One cannot be sure whether reading ancient history
was a
priority for the Bush administration as the US-led invasion was
prepared, but
perhaps it ought to have been.
While there are vast differences between modern
and past
militaries, some things remain constant: the terrain, the climate,
complex
tribal systems and impregnable clan loyalties.
In an article for Foreign Affairs in December
2001, retired
CIA officer and author Milton Bearden stated that ‘The United States
must
proceed with caution or end up on the ash heap of Afghan history.’
At that time it was little more than a decade
since Bearden
played a role in training and funding the mujahedeen to fight the
ongoing
Soviet invasion of Afghanistan, a country that has now become known as
the
‘Graveyard of Empires’. Gen. Victor Yermakov, a former Soviet commander
in
Afghanistan, made the clear cut admission last year that "Afghanistan
has
not been, and never will be conquered, and will never surrender to
anyone." Many of the US-funded mujahedeen that were hailed as ‘freedom
fighters’ by Ronald Reagan in the 1980s went on to become Taliban
militants.
National Security Advisor to Jimmy Carter, Zbigniew Brzezinski, has
since
stated that the plan was to arm them and suck the Soviets in, “to give
the
Soviet Union its Vietnam War”.
What the Carter and Reagan administrations did not
foresee
was the sucking in of American and allied forces a generation later for
a
decade-long war.
From Alexander to today via the greatest massacre
of British
soldiers at Gandamak in 1842 and the botched Soviet invasion of the
1980s, no occupying
force has ever won in Afghanistan.

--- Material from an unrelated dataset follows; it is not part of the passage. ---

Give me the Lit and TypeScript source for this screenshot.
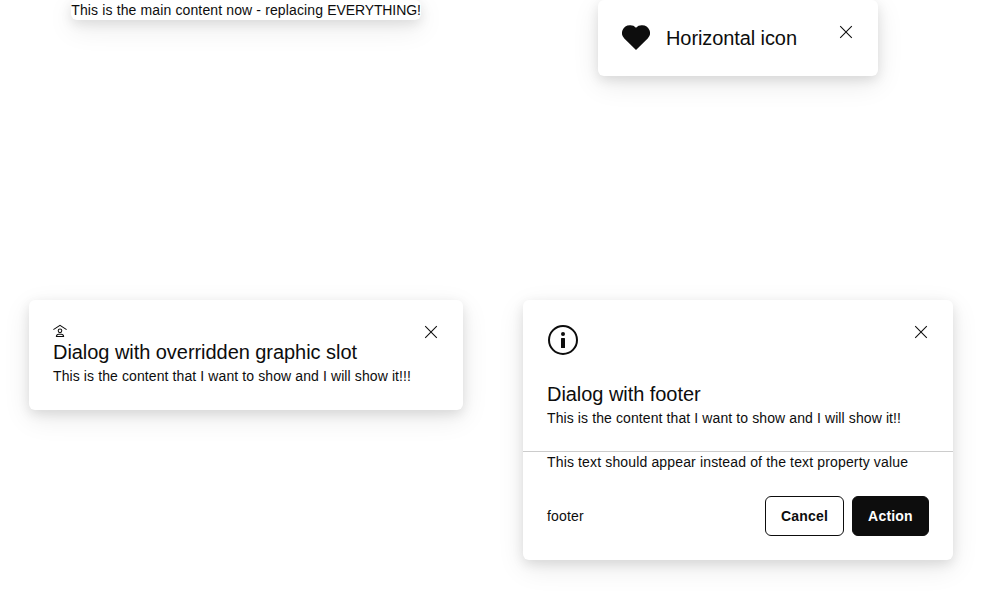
import { LitElement, html, css, nothing } from "lit";
import { customElement, property } from "lit/decorators.js";

const icons = {
  close: html`<svg viewBox="0 0 20 20"><path d="M4.200 4.200 15.800 15.800M15.800 4.200 4.200 15.800" fill="none" stroke="currentColor" stroke-width="1.05"/></svg>`,
  heart: html`<svg viewBox="0 0 28 28"><path d="M14 3.700A7.800 7.800 0 0 1 20.200 1.300A7.800 7.800 0 0 1 25.700 14.600L14 26.100L2.300 14.600A7.800 7.800 0 0 1 7.800 1.300A7.800 7.800 0 0 1 14 3.700Z" fill="currentColor"/></svg>`,
  home: html`<svg viewBox="0 0 14 14"><g fill="none" stroke="currentColor" stroke-width="1.050"><path d="M.4 5.600 7 1.300l6.600 4.300"/><circle cx="7" cy="6.800" r="1.800"/><path d="M3.400 12.500h7.200C10.500 11 9.600 10.300 8.300 10.300H5.700C4.400 10.300 3.500 11 3.400 12.500Z"/></g></svg>`,
  info: html`<svg viewBox="0 0 32 32"><circle cx="16" cy="16" r="14" fill="none" stroke="currentColor" stroke-width="2"/><circle cx="16" cy="10" r="2" fill="currentColor"/><rect x="14" y="14" width="4" height="10" rx=".5" fill="currentColor"/></svg>`,
};

@customElement("demo-dialog")
class DemoDialog extends LitElement {
  @property() icon = "";
  @property() heading = "";
  @property() subtitle = "";
  @property({ type: Boolean, reflect: true }) bare = false;
  @property({ type: Boolean, reflect: true }) inline = false;
  @property({ type: Boolean, reflect: true }) stacked = false;

  static styles = css`
    :host {
      display: block;
      position: relative;
      box-sizing: border-box;
      min-width: 280px;
      border-radius: 6px;
      background: #fff;
      box-shadow: 0 4px 12px rgba(0, 0, 0, 0.1), 0 8px 28px rgba(0, 0, 0, 0.09);
    }
    :host([bare]) { letter-spacing: 0.13px; }
    svg { display: block; width: 100%; height: 100%; }
    .header { display: flex; flex-direction: column; padding: 24px 52px 24px 24px; }
    :host([inline]) .header { flex-direction: row; gap: 16px; }
    :host([stacked]) .header { border-bottom: 1px solid #ccc; padding-bottom: 23px; }
    .graphic { flex: none; width: 14px; height: 14px; }
    :host([inline]) .graphic { width: 28px; height: 28px; }
    :host([stacked]) .graphic { width: 32px; height: 32px; margin-bottom: 24px; }
    .heading { font-size: 20px; line-height: 28px; letter-spacing: -0.05px; white-space: nowrap; }
    :host([inline]) .heading { letter-spacing: -0.09px; }
    .subtitle { letter-spacing: 0.104px; white-space: nowrap; }
    .close {
      position: absolute;
      top: 22px;
      right: 22px;
      width: 20px;
      height: 20px;
      padding: 0;
      border: 0;
      background: none;
      color: inherit;
    }
  `;

  render() {
    if (this.bare) return html`<slot></slot>`;
    return html`
      <div class="header">
        <div class="graphic">${icons[this.icon as keyof typeof icons]}</div>
        <div class="heading">${this.heading}</div>
        ${this.subtitle ? html`<div class="subtitle">${this.subtitle}</div>` : nothing}
      </div>
      <slot></slot>
      <button class="close" aria-label="Close">${icons.close}</button>
    `;
  }
}

@customElement("app-root")
class AppRoot extends LitElement {
  static styles = css`
    :host {
      display: grid;
      grid-template-columns: 492px 492px;
      grid-template-rows: 300px 300px;
      height: 600px;
      overflow: hidden;
      justify-items: center;
      align-items: start;
      background: #fff;
      color: #0d0d0d;
      font: 14px/20px "Liberation Sans", Arial, sans-serif;
    }
    .caps { letter-spacing: -0.1px; }
    .wide { width: 434px; }
    .footed { width: 430px; }
    .body { padding: 0 24px; letter-spacing: 0.147px; }
    .footer { display: flex; align-items: center; gap: 8px; padding: 24px; letter-spacing: 0.15px; }
    .label { flex: 1; }
    .button {
      box-sizing: border-box;
      width: 79px;
      height: 40px;
      padding: 0;
      border: 1px solid #0d0d0d;
      border-radius: 6px;
      background: #fff;
      color: #0d0d0d;
      font: bold 14px/20px "Liberation Sans", Arial, sans-serif;
      letter-spacing: 0.2px;
    }
    .filled { width: 77px; background: #0d0d0d; color: #fff; }
  `;

  render() {
    return html`
      <demo-dialog bare>This is the main content now - replacing <span class="caps">EVERYTHING!</span></demo-dialog>
      <demo-dialog inline icon="heart" heading="Horizontal icon"></demo-dialog>
      <demo-dialog class="wide" icon="home" heading="Dialog with overridden graphic slot"
        subtitle="This is the content that I want to show and I will show it!!!"></demo-dialog>
      <demo-dialog class="footed" stacked icon="info" heading="Dialog with footer"
        subtitle="This is the content that I want to show and I will show it!!">
        <div class="body">This text should appear instead of the text property value</div>
        <div class="footer">
          <span class="label">footer</span>
          <button class="button">Cancel</button>
          <button class="button filled">Action</button>
        </div>
      </demo-dialog>
    `;
  }
}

They entered expecting smooth
victory, not
realising the history of the land is ultimately a series of short wars
or a
long war with a changing cast. Victories that looked easy on paper
ultimately
proved futile; the poverty-stricken and desolate land seemingly remains
as
resistant to todays military globetrotters as it was to yesterdays.
Meanwhile, Stephen Harper and Angela Merkel, with their respective governments, continue to defend policies abroad that are increasingly unpopular back home.